*What the exercise asks*: Extract all lines from the data beneath that include the word "styles".

*** Excerpted records

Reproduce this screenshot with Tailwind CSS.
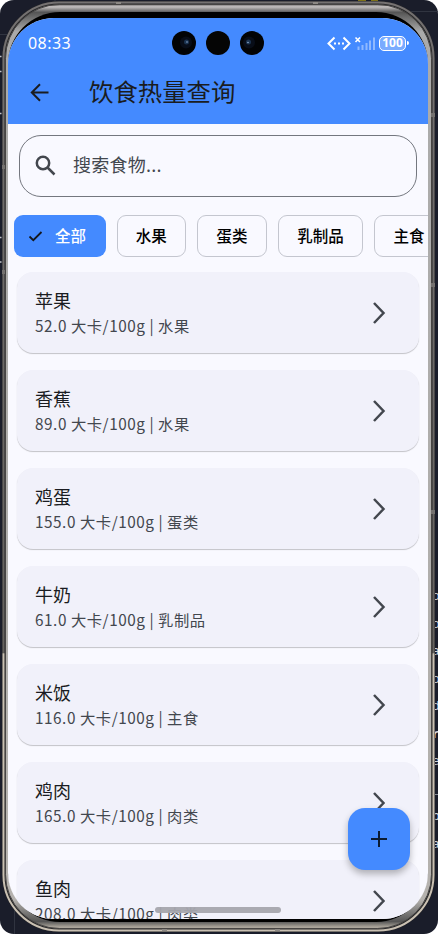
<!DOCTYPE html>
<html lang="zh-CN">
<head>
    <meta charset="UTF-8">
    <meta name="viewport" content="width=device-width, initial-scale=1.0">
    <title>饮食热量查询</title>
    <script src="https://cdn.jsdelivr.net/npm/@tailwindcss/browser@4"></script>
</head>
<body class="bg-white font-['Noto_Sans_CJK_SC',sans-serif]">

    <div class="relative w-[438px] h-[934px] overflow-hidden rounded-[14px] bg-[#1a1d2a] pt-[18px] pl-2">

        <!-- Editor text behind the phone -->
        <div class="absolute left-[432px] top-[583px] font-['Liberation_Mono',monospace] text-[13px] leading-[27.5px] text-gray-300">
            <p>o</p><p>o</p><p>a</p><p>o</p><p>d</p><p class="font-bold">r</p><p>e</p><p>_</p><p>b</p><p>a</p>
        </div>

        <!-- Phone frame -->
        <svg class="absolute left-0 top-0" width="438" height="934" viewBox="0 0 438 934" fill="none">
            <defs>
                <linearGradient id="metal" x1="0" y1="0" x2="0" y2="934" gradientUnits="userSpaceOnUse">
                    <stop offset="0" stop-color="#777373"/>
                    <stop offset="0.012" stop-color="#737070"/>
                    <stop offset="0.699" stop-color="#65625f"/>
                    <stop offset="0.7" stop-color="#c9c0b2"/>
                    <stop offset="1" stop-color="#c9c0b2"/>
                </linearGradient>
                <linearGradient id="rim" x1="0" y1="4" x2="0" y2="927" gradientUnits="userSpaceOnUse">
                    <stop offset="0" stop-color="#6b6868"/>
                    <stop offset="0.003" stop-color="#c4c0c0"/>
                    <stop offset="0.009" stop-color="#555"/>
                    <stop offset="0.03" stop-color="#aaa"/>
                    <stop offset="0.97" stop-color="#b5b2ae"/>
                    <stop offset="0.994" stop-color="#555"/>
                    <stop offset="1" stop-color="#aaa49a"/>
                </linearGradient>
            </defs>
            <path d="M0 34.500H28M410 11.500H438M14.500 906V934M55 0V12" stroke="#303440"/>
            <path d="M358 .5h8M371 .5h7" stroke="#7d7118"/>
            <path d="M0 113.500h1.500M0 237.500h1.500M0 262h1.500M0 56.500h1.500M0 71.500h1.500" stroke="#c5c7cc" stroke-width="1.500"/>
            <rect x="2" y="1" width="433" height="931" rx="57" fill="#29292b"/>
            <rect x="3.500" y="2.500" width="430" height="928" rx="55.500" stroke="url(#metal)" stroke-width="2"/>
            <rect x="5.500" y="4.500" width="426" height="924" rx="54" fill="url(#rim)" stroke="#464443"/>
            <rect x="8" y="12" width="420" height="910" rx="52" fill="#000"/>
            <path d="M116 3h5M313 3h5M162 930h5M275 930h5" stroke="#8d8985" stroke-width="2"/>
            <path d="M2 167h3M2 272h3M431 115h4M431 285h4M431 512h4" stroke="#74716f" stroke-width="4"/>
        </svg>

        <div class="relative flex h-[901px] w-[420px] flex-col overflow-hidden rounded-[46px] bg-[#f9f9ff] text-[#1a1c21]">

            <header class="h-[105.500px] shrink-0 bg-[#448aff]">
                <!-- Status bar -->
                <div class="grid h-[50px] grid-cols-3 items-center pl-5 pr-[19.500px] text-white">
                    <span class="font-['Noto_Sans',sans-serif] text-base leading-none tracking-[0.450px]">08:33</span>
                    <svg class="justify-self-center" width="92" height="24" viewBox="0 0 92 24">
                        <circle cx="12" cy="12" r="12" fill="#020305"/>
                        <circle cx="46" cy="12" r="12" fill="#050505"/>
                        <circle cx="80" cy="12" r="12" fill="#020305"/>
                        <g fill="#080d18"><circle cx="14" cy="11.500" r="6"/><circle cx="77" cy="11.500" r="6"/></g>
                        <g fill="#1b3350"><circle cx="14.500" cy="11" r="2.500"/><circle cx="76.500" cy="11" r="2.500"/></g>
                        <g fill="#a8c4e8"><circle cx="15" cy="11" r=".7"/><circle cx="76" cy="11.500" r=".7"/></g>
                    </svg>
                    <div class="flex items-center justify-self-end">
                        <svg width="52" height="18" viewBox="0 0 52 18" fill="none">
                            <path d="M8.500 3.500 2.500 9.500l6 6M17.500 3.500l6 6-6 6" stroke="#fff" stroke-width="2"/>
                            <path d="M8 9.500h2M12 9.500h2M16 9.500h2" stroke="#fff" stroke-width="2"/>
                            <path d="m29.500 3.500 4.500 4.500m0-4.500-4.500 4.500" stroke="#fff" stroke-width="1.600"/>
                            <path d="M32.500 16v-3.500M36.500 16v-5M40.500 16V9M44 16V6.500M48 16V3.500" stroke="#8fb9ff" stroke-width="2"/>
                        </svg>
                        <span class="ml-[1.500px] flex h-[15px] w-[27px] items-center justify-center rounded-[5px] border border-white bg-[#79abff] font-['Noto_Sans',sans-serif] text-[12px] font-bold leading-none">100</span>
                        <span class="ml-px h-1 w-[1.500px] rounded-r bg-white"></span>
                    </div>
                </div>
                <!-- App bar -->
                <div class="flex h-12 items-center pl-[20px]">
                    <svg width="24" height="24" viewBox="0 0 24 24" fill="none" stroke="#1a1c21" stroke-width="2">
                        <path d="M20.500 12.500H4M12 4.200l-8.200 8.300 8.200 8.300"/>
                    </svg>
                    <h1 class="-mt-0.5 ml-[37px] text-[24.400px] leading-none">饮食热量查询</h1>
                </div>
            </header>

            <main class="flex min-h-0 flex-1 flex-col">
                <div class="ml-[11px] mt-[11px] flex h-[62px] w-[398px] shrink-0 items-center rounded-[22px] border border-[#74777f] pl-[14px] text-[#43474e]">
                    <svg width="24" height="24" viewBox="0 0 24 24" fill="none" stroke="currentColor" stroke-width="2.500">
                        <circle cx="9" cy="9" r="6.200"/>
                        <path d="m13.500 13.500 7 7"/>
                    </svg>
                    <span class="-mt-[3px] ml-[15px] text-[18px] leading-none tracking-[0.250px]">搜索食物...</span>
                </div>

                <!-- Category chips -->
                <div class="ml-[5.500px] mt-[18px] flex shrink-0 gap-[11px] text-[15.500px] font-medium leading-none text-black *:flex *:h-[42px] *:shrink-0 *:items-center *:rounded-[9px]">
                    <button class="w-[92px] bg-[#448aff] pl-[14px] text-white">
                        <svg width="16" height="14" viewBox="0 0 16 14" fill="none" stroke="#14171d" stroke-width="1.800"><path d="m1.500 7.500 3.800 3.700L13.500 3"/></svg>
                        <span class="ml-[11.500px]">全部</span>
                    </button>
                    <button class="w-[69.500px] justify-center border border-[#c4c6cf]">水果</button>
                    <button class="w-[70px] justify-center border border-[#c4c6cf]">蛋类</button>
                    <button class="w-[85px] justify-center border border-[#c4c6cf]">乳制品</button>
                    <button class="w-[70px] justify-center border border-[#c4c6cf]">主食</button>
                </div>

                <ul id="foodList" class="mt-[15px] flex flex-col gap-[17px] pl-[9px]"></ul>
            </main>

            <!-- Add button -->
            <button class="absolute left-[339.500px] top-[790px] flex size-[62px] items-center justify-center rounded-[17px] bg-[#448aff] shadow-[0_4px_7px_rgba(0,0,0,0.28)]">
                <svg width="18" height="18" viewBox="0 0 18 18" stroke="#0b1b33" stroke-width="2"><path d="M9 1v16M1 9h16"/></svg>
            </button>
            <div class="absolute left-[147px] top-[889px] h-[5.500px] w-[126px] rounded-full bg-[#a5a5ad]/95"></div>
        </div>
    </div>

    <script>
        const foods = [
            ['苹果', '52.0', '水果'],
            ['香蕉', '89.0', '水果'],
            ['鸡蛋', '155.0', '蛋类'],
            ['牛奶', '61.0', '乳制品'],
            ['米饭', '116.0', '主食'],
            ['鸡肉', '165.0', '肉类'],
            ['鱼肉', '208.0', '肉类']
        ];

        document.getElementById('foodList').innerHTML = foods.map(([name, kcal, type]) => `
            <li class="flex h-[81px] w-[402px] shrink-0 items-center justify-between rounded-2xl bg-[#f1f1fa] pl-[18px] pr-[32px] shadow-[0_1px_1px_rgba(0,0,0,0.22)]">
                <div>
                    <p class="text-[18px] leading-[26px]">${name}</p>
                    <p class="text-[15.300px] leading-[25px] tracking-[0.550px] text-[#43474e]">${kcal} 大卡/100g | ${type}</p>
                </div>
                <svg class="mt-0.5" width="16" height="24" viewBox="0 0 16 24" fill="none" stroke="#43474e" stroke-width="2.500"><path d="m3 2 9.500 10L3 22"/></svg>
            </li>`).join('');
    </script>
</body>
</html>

******
*** Excerpted records

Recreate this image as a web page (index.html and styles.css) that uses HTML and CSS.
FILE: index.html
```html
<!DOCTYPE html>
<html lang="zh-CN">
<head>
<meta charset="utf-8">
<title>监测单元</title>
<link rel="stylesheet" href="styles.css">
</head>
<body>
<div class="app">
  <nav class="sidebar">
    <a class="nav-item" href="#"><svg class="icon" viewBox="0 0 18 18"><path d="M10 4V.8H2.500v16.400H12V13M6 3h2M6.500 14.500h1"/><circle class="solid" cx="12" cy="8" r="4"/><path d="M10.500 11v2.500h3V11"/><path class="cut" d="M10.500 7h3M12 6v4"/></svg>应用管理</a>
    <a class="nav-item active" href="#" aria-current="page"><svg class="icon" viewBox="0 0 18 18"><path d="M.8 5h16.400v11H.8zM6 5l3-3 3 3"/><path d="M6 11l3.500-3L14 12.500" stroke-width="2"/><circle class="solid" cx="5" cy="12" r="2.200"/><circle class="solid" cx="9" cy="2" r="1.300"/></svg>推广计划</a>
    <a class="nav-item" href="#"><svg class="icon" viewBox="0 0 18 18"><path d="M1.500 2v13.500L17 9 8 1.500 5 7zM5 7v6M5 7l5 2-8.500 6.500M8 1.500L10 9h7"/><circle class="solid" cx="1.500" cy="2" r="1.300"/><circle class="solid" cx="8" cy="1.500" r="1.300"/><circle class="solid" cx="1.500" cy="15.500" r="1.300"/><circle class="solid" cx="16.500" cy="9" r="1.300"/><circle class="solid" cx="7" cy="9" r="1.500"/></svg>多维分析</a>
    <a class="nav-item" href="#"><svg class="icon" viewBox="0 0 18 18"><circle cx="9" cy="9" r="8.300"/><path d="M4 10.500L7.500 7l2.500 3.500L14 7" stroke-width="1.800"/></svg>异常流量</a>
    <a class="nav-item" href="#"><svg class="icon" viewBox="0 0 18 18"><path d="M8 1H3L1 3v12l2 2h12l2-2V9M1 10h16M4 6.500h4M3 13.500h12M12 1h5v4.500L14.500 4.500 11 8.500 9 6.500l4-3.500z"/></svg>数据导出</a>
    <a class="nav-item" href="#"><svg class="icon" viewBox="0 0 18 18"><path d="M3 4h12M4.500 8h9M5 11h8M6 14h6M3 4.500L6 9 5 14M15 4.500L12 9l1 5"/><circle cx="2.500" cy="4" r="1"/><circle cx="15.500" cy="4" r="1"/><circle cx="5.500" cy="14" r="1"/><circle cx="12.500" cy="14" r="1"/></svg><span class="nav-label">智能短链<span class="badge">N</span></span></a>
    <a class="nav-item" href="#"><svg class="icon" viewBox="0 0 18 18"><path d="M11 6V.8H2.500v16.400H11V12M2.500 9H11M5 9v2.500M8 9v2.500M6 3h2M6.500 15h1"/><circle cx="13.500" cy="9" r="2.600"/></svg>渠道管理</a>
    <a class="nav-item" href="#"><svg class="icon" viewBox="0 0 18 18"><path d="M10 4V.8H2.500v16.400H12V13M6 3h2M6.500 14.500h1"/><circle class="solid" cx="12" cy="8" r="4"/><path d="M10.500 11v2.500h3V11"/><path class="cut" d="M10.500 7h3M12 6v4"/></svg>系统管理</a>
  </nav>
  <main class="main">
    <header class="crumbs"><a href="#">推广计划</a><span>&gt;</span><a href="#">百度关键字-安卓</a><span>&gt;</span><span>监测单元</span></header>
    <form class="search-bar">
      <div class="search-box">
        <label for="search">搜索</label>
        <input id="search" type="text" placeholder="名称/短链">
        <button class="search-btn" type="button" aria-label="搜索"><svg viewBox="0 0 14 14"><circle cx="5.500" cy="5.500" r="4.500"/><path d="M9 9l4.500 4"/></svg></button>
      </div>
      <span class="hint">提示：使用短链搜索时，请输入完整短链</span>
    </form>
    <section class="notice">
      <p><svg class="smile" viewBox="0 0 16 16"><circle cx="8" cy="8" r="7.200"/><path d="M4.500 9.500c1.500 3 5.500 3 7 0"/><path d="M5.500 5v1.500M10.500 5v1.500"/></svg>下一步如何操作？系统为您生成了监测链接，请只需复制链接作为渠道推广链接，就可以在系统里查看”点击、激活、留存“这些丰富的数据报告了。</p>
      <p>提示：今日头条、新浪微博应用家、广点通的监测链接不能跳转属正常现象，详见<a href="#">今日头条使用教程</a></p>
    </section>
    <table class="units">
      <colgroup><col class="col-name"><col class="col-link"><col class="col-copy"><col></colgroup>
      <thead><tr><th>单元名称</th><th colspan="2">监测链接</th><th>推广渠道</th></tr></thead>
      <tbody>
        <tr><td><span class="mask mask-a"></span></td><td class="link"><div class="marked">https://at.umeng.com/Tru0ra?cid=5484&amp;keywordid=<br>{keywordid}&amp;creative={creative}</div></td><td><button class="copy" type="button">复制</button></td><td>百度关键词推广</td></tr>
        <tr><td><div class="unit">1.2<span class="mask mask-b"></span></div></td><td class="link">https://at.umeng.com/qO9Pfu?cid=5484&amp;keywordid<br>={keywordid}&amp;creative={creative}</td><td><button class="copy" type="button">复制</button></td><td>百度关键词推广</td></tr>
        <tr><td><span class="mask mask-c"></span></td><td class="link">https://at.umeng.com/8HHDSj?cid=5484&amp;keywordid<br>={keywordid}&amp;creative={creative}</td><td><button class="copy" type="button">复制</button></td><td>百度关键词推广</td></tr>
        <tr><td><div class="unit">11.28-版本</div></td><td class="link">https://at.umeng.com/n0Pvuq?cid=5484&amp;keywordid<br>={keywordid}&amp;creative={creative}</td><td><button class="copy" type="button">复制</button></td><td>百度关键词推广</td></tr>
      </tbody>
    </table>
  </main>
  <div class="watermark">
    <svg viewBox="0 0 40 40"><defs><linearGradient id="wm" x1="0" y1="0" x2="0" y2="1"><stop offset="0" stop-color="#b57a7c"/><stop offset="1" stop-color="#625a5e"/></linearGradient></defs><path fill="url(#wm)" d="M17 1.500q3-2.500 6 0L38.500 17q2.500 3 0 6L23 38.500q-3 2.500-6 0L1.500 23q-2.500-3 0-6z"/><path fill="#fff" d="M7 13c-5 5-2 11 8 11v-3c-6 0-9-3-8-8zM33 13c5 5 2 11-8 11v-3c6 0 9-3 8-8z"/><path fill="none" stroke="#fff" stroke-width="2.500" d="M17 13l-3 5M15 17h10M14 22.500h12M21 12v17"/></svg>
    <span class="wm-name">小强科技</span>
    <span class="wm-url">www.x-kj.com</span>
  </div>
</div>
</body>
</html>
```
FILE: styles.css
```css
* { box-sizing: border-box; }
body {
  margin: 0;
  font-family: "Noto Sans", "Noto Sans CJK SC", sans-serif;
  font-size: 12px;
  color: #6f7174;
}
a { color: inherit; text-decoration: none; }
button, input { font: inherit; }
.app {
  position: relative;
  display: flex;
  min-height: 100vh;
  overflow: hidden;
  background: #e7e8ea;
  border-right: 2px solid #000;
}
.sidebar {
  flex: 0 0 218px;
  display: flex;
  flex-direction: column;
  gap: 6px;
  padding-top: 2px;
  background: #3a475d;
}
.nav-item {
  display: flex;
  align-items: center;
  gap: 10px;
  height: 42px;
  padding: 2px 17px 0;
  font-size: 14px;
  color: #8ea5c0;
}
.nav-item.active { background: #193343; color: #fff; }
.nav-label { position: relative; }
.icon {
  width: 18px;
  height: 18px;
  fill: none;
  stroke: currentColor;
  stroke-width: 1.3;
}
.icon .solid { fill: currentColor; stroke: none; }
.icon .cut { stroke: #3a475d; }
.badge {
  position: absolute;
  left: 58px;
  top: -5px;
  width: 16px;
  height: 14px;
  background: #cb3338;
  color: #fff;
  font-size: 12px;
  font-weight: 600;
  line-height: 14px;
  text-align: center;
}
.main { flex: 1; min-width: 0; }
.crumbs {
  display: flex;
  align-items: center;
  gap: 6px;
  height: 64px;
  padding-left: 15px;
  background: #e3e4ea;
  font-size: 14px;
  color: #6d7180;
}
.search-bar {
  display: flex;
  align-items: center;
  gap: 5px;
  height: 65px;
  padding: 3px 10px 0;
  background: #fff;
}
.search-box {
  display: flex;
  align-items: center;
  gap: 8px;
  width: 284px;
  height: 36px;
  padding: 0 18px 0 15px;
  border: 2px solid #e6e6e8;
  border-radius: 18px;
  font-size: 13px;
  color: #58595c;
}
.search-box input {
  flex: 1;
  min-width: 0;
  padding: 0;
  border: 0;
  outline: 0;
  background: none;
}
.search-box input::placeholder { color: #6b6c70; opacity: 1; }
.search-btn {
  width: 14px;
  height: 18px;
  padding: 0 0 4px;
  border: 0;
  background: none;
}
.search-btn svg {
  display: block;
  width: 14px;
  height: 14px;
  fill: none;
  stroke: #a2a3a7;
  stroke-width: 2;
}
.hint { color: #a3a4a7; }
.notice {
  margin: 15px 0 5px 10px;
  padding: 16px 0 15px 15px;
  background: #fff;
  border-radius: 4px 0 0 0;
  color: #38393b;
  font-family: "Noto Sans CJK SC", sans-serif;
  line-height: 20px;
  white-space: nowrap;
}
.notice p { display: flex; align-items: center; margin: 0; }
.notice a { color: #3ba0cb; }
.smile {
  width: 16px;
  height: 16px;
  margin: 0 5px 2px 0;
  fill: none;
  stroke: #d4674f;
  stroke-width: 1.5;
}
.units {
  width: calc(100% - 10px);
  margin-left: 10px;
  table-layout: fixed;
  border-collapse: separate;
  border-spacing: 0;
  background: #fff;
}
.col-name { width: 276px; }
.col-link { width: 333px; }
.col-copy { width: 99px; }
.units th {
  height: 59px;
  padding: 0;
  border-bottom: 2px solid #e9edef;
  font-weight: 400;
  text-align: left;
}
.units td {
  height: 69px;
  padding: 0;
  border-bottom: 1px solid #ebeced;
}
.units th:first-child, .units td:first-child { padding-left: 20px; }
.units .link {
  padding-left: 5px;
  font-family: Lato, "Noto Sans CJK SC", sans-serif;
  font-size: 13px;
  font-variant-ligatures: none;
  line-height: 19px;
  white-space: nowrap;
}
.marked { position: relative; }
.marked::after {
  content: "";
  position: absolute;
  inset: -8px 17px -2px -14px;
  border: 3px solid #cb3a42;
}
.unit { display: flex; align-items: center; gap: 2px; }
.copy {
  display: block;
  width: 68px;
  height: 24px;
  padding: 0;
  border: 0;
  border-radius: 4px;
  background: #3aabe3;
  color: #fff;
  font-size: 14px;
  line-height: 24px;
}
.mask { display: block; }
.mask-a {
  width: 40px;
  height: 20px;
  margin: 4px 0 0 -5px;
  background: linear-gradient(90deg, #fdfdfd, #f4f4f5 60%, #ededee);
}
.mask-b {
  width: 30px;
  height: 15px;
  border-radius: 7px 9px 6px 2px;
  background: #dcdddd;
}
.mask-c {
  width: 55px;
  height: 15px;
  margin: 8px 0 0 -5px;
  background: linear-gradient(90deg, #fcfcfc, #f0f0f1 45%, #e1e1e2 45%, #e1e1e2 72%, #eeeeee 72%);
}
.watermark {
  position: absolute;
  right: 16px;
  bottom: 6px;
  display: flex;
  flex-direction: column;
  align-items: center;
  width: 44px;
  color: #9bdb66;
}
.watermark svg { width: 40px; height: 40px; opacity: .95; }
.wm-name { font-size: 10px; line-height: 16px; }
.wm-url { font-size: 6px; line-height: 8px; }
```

******

*The result*:
Recreate this image as a web page (index.html and styles.css) that uses HTML and CSS.
<link rel="stylesheet" href="styles.css">
FILE: styles.css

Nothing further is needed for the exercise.